Transcribe the material word for word, but without the images.

※ ※ ※

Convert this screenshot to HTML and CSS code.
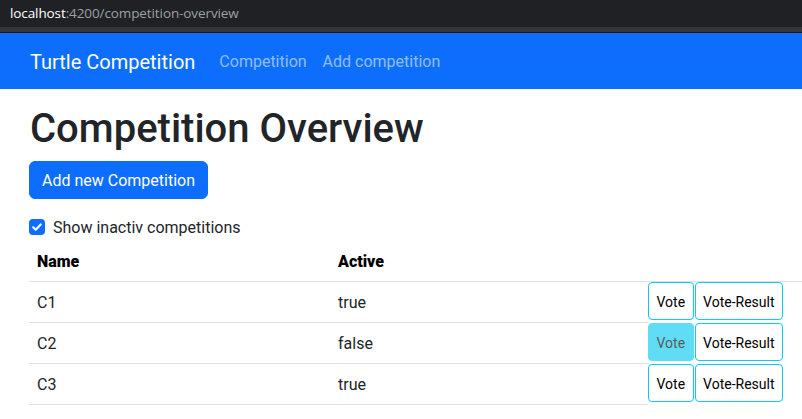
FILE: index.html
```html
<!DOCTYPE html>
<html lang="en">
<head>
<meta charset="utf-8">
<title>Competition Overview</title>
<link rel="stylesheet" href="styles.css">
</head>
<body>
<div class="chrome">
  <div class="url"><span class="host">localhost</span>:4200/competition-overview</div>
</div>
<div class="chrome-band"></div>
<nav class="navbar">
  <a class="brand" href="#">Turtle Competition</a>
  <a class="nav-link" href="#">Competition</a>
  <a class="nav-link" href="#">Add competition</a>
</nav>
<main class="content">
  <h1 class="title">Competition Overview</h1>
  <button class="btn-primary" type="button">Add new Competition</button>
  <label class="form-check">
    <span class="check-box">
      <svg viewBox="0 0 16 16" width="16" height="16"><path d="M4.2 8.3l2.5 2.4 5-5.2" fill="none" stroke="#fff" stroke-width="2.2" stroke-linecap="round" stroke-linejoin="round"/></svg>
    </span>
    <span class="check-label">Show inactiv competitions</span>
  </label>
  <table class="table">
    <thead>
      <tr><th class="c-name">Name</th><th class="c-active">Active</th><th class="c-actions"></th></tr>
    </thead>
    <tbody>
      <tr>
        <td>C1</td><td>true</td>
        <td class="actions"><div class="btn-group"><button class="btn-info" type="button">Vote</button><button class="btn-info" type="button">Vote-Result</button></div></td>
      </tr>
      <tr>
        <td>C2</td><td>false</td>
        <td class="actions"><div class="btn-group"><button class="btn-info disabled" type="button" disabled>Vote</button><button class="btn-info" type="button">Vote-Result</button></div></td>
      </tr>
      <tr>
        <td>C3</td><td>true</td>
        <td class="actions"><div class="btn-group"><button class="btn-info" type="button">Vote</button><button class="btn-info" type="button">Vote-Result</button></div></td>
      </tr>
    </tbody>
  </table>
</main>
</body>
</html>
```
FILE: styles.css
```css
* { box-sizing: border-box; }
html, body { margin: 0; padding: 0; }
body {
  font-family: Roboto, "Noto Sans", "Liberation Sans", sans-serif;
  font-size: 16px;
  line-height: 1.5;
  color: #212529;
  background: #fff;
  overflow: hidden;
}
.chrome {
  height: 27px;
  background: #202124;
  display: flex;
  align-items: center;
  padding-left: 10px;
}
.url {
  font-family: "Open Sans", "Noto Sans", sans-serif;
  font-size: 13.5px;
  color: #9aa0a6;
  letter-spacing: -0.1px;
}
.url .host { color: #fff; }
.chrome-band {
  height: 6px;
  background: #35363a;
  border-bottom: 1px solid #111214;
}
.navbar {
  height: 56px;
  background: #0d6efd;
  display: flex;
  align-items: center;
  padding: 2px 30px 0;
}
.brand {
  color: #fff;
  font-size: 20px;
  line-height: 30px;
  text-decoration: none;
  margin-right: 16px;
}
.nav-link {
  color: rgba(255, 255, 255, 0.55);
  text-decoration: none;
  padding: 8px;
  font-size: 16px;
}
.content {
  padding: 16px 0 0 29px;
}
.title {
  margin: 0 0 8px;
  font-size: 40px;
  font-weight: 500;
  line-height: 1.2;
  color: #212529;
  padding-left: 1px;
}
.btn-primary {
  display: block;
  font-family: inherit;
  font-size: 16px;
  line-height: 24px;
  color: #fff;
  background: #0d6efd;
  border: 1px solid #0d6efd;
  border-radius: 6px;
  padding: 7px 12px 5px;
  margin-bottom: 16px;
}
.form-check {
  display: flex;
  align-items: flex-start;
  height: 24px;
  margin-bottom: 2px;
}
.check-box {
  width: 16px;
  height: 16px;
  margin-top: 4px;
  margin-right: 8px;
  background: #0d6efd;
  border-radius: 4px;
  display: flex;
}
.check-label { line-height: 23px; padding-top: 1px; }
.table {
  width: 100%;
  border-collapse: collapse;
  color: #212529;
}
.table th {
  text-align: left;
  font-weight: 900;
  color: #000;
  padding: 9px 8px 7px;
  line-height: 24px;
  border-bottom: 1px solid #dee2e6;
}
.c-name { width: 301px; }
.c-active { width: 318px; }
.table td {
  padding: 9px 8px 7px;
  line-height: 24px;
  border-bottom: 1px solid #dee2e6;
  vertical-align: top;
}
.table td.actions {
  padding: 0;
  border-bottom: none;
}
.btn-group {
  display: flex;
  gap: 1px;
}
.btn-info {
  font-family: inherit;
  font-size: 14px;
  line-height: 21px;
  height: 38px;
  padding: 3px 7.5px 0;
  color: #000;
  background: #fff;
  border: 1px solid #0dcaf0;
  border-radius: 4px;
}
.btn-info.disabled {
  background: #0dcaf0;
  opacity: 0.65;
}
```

※ ※ ※

_OUTPUT OF THE TASK_
Convert this screenshot to HTML and CSS code.
FILE: index.html
```html
<!DOCTYPE html>
<html lang="en">
<head>
<meta charset="utf-8">
<title>Competition Overview</title>
<link rel="stylesheet" href="styles.css">
</head>
<body>
<div class="chrome">
  <div class="url"><span class="host">localhost</span>:4200/competition-overview</div>
</div>
<div class="chrome-band"></div>
<nav class="navbar">
  <a class="brand" href="#">Turtle Competition</a>
  <a class="nav-link" href="#">Competition</a>
  <a class="nav-link" href="#">Add competition</a>
</nav>
<main class="content">
  <h1 class="title">Competition Overview</h1>
  <button class="btn-primary" type="button">Add new Competition</button>
  <label class="form-check">
    <span class="check-box">
      <svg viewBox="0 0 16 16" width="16" height="16"><path d="M4.2 8.3l2.5 2.4 5-5.2" fill="none" stroke="#fff" stroke-width="2.2" stroke-linecap="round" stroke-linejoin="round"/></svg>
    </span>
    <span class="check-label">Show inactiv competitions</span>
  </label>
  <table class="table">
    <thead>
      <tr><th class="c-name">Name</th><th class="c-active">Active</th><th class="c-actions"></th></tr>
    </thead>
    <tbody>
      <tr>
        <td>C1</td><td>true</td>
        <td class="actions"><div class="btn-group"><button class="btn-info" type="button">Vote</button><button class="btn-info" type="button">Vote-Result</button></div></td>
      </tr>
      <tr>
        <td>C2</td><td>false</td>
        <td class="actions"><div class="btn-group"><button class="btn-info disabled" type="button" disabled>Vote</button><button class="btn-info" type="button">Vote-Result</button></div></td>
      </tr>
      <tr>
        <td>C3</td><td>true</td>
        <td class="actions"><div class="btn-group"><button class="btn-info" type="button">Vote</button><button class="btn-info" type="button">Vote-Result</button></div></td>
      </tr>
    </tbody>
  </table>
</main>
</body>
</html>
```
FILE: styles.css
```css
* { box-sizing: border-box; }
html, body { margin: 0; padding: 0; }
body {
  font-family: Roboto, "Noto Sans", "Liberation Sans", sans-serif;
  font-size: 16px;
  line-height: 1.5;
  color: #212529;
  background: #fff;
  overflow: hidden;
}
.chrome {
  height: 27px;
  background: #202124;
  display: flex;
  align-items: center;
  padding-left: 10px;
}
.url {
  font-family: "Open Sans", "Noto Sans", sans-serif;
  font-size: 13.5px;
  color: #9aa0a6;
  letter-spacing: -0.1px;
}
.url .host { color: #fff; }
.chrome-band {
  height: 6px;
  background: #35363a;
  border-bottom: 1px solid #111214;
}
.navbar {
  height: 56px;
  background: #0d6efd;
  display: flex;
  align-items: center;
  padding: 2px 30px 0;
}
.brand {
  color: #fff;
  font-size: 20px;
  line-height: 30px;
  text-decoration: none;
  margin-right: 16px;
}
.nav-link {
  color: rgba(255, 255, 255, 0.55);
  text-decoration: none;
  padding: 8px;
  font-size: 16px;
}
.content {
  padding: 16px 0 0 29px;
}
.title {
  margin: 0 0 8px;
  font-size: 40px;
  font-weight: 500;
  line-height: 1.2;
  color: #212529;
  padding-left: 1px;
}
.btn-primary {
  display: block;
  font-family: inherit;
  font-size: 16px;
  line-height: 24px;
  color: #fff;
  background: #0d6efd;
  border: 1px solid #0d6efd;
  border-radius: 6px;
  padding: 7px 12px 5px;
  margin-bottom: 16px;
}
.form-check {
  display: flex;
  align-items: flex-start;
  height: 24px;
  margin-bottom: 2px;
}
.check-box {
  width: 16px;
  height: 16px;
  margin-top: 4px;
  margin-right: 8px;
  background: #0d6efd;
  border-radius: 4px;
  display: flex;
}
.check-label { line-height: 23px; padding-top: 1px; }
.table {
  width: 100%;
  border-collapse: collapse;
  color: #212529;
}
.table th {
  text-align: left;
  font-weight: 900;
  color: #000;
  padding: 9px 8px 7px;
  line-height: 24px;
  border-bottom: 1px solid #dee2e6;
}
.c-name { width: 301px; }
.c-active { width: 318px; }
.table td {
  padding: 9px 8px 7px;
  line-height: 24px;
  border-bottom: 1px solid #dee2e6;
  vertical-align: top;
}
.table td.actions {
  padding: 0;
  border-bottom: none;
}
.btn-group {
  display: flex;
  gap: 1px;
}
.btn-info {
  font-family: inherit;
  font-size: 14px;
  line-height: 21px;
  height: 38px;
  padding: 3px 7.5px 0;
  color: #000;
  background: #fff;
  border: 1px solid #0dcaf0;
  border-radius: 4px;
}
.btn-info.disabled {
  background: #0dcaf0;
  opacity: 0.65;
}
```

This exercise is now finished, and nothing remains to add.